Today’s kids have grown up in a world where the internet has always been around, Google has always been there to help, and having a smartphone is the norm. It only follows that they’d be super comfortable with the web, using it just as proficiently, if not more so, than their parents. That’s all well and good, but there’s this one pretty huge problem: the internet is dangerous.
That’s why D-Link and OpenDNS have partnered to put OpenDNS on all new models of consumer model D-Link routers. If you haven’t heard, OpenDNS provices security services for families who want to keep their kids off of nasty sites, and now the system will be built right in to D-Link routers. Customizing security settings is all taken care of during the initial router set up, and parents have the option to choose more overarching settings, or get specific by blocking individual sites.

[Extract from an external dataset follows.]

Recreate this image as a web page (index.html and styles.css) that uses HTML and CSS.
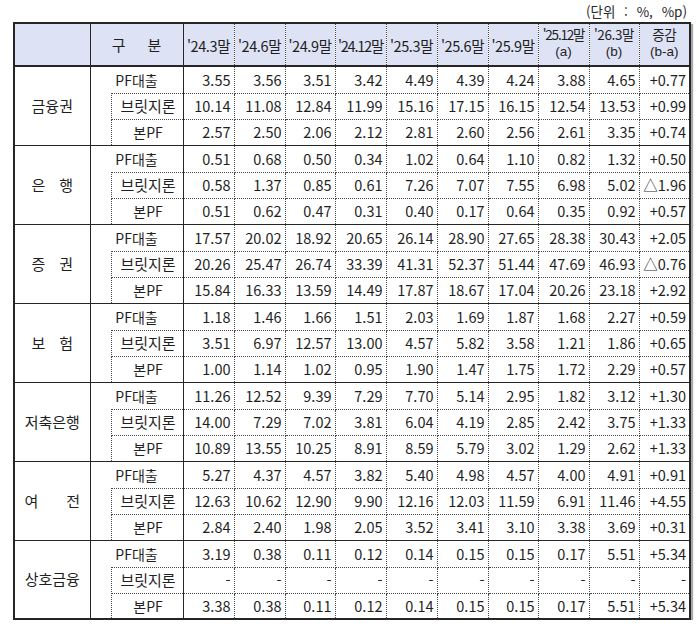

What sets this apart from other internet security systems or parental controls is that, since it comes through the router itself, OpenDNS controls every internet-connected device in the house. That includes laptops, desktop PCs, iPads, iPhones, Android devices, the Wii, XBox, and PlayStation, and anything else that hops onto your WiFi network. Since the OpenDNS lives on the router, it doesn’t load your computer up with bloatware. Plus, the new D-Link routers with OpenDNS will keep your connection smooth and snappy.
This is because OpenDNS has extra large caches that basically know the whole of the internet at any given time. Instead of throwing a DNS request to a server, waiting for the server to locate that page and produce it for you, OpenDNS servers already have the page ready, and are basically just waiting for you to press Enter.
Despite the fact that this seems like a pretty great offering, we still have a couple complaints. Just because a parent doesn’t want their kids on Reddit doesn’t mean that those parents don’t enjoy reading a good thread with their morning coffee. The OpenDNS integration on D-Link routers doesn’t really provide a way for parents to override the pre-set parental controls. However, OpenDNS also has a deal in place with NetGear, and the customization settings on those routers does allow for specific computers to be protected from certain sites, while other devices can roam free.
The HD Media Router 1000 (DIR-657), which has an MSRP of $149.99, is available now, while the Whole Home Router (DIR-645), which has an MSRP of $119.99, won’t show up until August.